- **GOAL OF THE EXERCISE**
Give a count of the lines below that have the string "React" in them, with no other words.

- **DATA BLOCK**
━━━━━━━━━━━━━━━━━━━━━━━━━━━━━━

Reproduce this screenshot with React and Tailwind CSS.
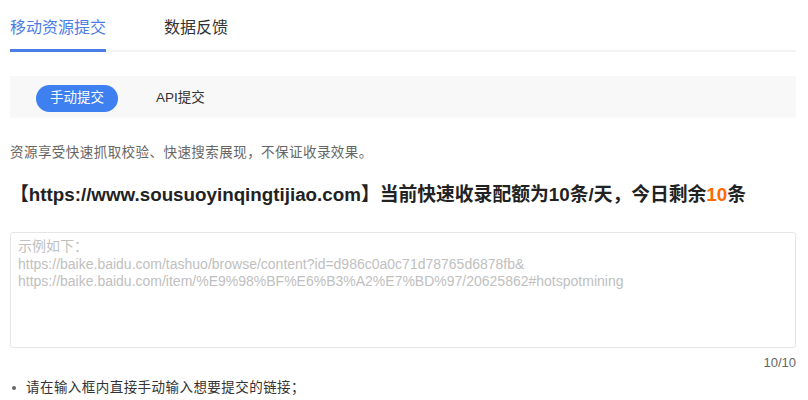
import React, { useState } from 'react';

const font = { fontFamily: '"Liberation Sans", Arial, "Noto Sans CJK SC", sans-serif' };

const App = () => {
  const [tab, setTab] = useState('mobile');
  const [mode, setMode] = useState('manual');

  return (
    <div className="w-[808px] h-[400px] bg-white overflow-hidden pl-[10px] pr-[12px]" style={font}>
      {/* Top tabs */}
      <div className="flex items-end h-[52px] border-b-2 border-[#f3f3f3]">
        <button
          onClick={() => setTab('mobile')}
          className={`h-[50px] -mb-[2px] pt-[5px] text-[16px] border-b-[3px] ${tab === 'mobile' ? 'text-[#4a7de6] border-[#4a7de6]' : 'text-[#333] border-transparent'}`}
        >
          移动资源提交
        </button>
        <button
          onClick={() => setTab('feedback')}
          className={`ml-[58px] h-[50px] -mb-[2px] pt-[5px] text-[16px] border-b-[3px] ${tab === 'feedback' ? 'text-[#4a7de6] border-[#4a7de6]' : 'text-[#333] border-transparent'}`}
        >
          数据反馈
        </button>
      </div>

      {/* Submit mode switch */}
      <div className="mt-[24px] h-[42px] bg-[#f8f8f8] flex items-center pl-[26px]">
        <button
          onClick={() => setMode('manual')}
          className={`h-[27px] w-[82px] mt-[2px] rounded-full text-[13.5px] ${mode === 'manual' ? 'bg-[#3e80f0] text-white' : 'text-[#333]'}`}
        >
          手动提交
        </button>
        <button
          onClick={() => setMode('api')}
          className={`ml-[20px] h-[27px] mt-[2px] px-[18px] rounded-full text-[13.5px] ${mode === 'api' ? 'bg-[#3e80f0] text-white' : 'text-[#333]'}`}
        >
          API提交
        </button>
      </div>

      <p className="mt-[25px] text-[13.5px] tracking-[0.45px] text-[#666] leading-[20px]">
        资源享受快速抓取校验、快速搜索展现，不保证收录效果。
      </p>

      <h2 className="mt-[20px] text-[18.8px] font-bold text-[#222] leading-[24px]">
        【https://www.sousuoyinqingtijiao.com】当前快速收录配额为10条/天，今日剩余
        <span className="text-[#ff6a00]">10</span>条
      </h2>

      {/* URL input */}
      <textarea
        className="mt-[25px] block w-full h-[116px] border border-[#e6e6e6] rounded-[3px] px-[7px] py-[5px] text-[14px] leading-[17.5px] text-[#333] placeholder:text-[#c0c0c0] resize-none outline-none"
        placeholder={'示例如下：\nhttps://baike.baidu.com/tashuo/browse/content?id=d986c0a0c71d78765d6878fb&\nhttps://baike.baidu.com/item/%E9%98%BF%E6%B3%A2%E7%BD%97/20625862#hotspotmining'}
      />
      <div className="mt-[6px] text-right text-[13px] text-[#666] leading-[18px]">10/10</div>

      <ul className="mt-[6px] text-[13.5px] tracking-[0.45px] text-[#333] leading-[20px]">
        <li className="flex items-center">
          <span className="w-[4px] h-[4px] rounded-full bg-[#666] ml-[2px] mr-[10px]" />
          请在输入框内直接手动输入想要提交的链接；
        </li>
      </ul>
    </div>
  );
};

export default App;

━━━━━━━━━━━━━━━━━━━━━━━━━━━━━━

- **WRITTEN SOLUTION**
2